Les intentions du fuyard devenaient transparentes. L’archevêque en tomba d’accord avec Flotte, et fit tenir au Lagarde, par l’intermédiaire de M. Washburne, ministre des États-Unis, la sommation que voici : « Au reçu de cette lettre, et en quelque état que se trouve la négociation dont il a été chargé, M. Lagarde voudra bien reprendre immédiatement le chemin de Paris et rentrer à Mazas. On ne comprend guère que dix jours ne suffisent pas à un gouvernement pour savoir s’il veut accepter ou non l’échange proposé. Ce retard nous compromet gravement et peut avoir les plus fâcheux résultats ».
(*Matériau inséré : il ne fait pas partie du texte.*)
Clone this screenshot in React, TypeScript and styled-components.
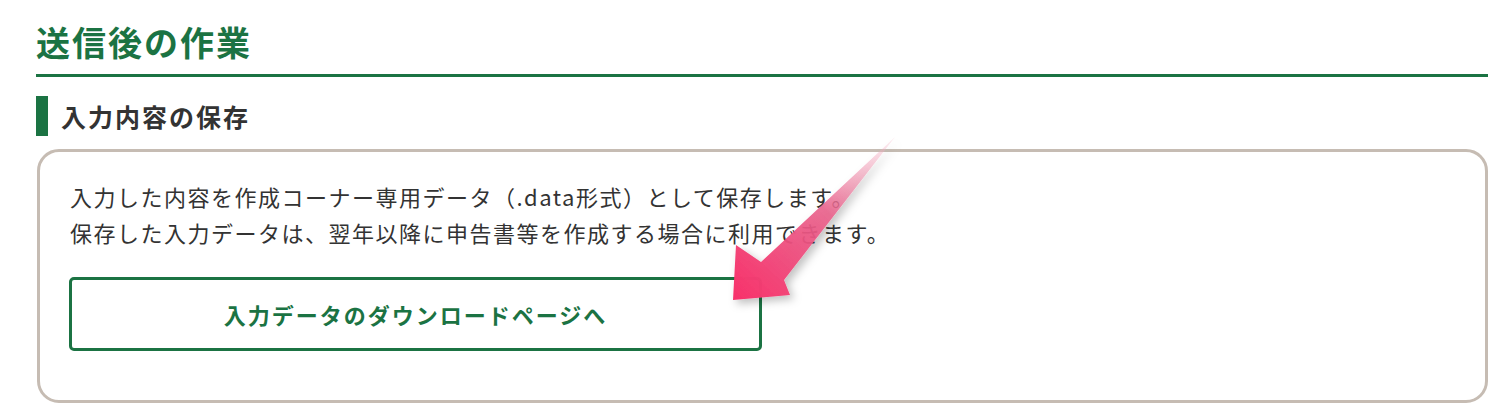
import React from "react";
import styled, { createGlobalStyle } from "styled-components";

const GREEN = "#1b7343";

const GlobalStyle = createGlobalStyle`
  html, body {
    margin: 0;
    padding: 0;
    background: #fff;
  }
  body {
    font-family: "Noto Sans CJK JP", "Noto Sans", sans-serif;
    color: #333;
  }
`;

const Page = styled.div`
  position: relative;
  width: 1452px;
  padding: 18px 0 0 36px;
`;

const Title = styled.h1`
  margin: 0;
  padding-bottom: 8px;
  border-bottom: 3px solid ${GREEN};

  font-size: 34px;
  font-weight: 700;
  line-height: 48px;
  letter-spacing: 2px;
  color: ${GREEN};
`;

const SubTitle = styled.h2`
  margin: 19px 0 0;
  height: 40px;
  padding-left: 13px;
  border-left: 12px solid ${GREEN};

  display: flex;
  align-items: center;

  font-size: 25px;
  font-weight: 700;
  letter-spacing: 2px;
  color: #333;
`;

const Box = styled.section`
  margin-top: 13px;
  margin-left: 1px;
  padding: 26px 30px 49px 30px;

  border: 3px solid #c6bcb3;
  border-radius: 22px;
`;

const Lead = styled.p`
  margin: 0;

  font-size: 22px;
  line-height: 36px;
  letter-spacing: 1.5px;
  color: #333;
`;

const DownloadButton = styled.a`
  margin: 27px 0 0 -1px;
  width: 693px;
  height: 74px;
  box-sizing: border-box;

  display: flex;
  align-items: center;
  justify-content: center;

  border: 3px solid ${GREEN};
  border-radius: 5px;
  background: #fff;

  font-size: 22px;
  font-weight: 700;
  letter-spacing: 2px;
  color: ${GREEN};
  text-decoration: none;
  cursor: pointer;
`;

const Arrow = styled.svg`
  position: absolute;
  left: 0;
  top: 0;
  pointer-events: none;
  overflow: visible;
`;

const PinkArrow = () => (
  <Arrow width="1512" height="411" viewBox="0 0 1512 411">
    <defs>
      <linearGradient id="arrowFill" x1="895" y1="138" x2="740" y2="298" gradientUnits="userSpaceOnUse">
        <stop offset="0" stopColor="#f4b6c8" stopOpacity="0.25" />
        <stop offset="0.45" stopColor="#e9618b" stopOpacity="0.9" />
        <stop offset="1" stopColor="#f7336c" />
      </linearGradient>
      <filter id="arrowShadow" x="-20%" y="-20%" width="140%" height="140%">
        <feDropShadow dx="4" dy="4" stdDeviation="4" floodColor="#000" floodOpacity="0.25" />
      </filter>
    </defs>
    <polygon
      points="895,137 784,280 790,295 733,300 736,245 761,262"
      fill="url(#arrowFill)"
      filter="url(#arrowShadow)"
    />
  </Arrow>
);

export default function App() {
  return (
    <>
      <GlobalStyle />
      <Page>
        <Title>送信後の作業</Title>
        <SubTitle>入力内容の保存</SubTitle>
        <Box>
          <Lead>
            入力した内容を作成コーナー専用データ（.data形式）として保存します。
            <br />
            保存した入力データは、翌年以降に申告書等を作成する場合に利用できます。
          </Lead>
          <DownloadButton>入力データのダウンロードページへ</DownloadButton>
        </Box>
        <PinkArrow />
      </Page>
    </>
  );
}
Le grand vicaire ne répondit rien à cette mise en demeure. En guise d’excuse, il a avancé, plus tard, qu’il n’était pas de sa dignité de rapporter sous enveloppe cachetée à son archevêque la réponse à une lettre qu’il avait communiquée ouverte.
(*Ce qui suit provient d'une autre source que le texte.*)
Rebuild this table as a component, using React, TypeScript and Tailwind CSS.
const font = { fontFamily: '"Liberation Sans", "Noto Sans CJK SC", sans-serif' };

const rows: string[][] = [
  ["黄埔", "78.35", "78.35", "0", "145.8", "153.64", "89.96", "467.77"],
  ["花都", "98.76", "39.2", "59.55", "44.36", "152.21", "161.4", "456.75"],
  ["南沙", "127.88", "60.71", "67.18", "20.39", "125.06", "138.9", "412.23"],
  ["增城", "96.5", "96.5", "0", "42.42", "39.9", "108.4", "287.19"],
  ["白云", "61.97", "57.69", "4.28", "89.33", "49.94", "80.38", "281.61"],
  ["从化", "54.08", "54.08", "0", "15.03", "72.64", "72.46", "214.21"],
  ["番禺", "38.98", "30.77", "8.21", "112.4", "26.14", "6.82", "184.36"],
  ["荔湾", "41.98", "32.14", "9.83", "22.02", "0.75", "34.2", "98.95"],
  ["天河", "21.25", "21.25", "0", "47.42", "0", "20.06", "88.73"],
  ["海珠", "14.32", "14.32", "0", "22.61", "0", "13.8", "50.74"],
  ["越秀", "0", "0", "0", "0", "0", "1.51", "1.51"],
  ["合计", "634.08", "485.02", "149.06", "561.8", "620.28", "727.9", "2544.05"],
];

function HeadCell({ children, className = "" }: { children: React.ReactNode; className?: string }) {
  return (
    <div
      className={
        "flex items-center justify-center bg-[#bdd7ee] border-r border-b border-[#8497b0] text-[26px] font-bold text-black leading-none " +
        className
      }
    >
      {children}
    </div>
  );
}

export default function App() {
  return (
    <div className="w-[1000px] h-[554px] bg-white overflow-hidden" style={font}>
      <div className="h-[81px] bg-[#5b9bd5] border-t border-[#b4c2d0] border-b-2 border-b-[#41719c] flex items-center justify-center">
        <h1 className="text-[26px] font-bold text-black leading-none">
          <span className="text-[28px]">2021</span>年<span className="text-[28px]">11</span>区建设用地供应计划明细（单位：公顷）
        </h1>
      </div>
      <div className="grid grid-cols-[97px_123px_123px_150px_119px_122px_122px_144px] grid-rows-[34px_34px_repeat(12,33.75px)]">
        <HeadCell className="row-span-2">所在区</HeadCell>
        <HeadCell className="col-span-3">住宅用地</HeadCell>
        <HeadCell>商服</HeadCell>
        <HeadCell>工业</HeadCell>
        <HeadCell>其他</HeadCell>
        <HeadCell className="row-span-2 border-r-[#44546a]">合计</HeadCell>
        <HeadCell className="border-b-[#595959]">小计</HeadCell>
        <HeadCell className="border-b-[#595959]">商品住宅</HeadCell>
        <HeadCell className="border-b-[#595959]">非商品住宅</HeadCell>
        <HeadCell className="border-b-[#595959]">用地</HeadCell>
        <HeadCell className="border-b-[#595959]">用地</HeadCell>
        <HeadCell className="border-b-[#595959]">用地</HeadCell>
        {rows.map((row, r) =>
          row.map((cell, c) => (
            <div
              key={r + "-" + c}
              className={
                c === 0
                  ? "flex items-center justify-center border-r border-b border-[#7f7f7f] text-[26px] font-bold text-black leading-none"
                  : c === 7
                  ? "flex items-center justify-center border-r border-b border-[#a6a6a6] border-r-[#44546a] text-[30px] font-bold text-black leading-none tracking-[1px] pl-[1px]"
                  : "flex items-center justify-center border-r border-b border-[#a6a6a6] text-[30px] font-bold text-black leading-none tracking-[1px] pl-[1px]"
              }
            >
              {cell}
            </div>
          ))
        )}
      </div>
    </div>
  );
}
Le nonce Chigi et le ministre Washburne reprirent en sous-main les négociations qui avaient ainsi échoué. L’archevêque Darboy envoya de son côté directement un mémorandum à Thiers pour lui démontrer qu’il pouvait mettre sans aucun danger Blanqui en liberté. Bonjean, le président, écrivait aussi au fourbe qui tenait en main ses destinées et beaucoup plus tard à la date du 12 mai, le curé Deguerry se livrait également à une manifestation épistolaire « profitant de l’occasion, disait-il, pour se rappeler au souvenir de Mme Thiers et de Mlle Dosne ». Rien n’y fit. Ces démarches nouvelles n’eurent pas meilleur résultat que les premières tentées sous l’inspiration immédiate de Rigault. La résistance de Thiers était immuable. Non seulement il ne voulait pas lâcher Blanqui et paraître, ne fut-ce que sur une question d’à côté, composer avec des « insurgés » et leur reconnaître de la sorte la qualité de belligérants qu’il leur déniait expressément, mais il avait besoin pour son scénario de massacre et de crime de quelques soutanes noires ou violettes trouées par des balles fédérées. Peut-être n’eut-il pas poussé l’archevêque et ses compagnons dans le traquenard ; mais puisqu’ils y étaient, il ne les en tirerait pas. Les « otages » deviendraient de par sa volonté les martyrs glorieux de la cause de l’ordre et légitimeraient aux yeux de la France bourgeoise et du monde toutes les représailles, dussent-elles se traduire par l’égorgement d’un peuple.

La longanimité de la Commune faillit mettre cependant l’astucieux calculateur en défaut. Ce ne fut qu’à la dernière minute que les derniers défenseurs de la cause révolutionnaire s’avisèrent de penser sérieusement qu’il leur était licite de rendre œil pour œil et dent pour dent, en appliquant un décret jusque là resté lettre morte.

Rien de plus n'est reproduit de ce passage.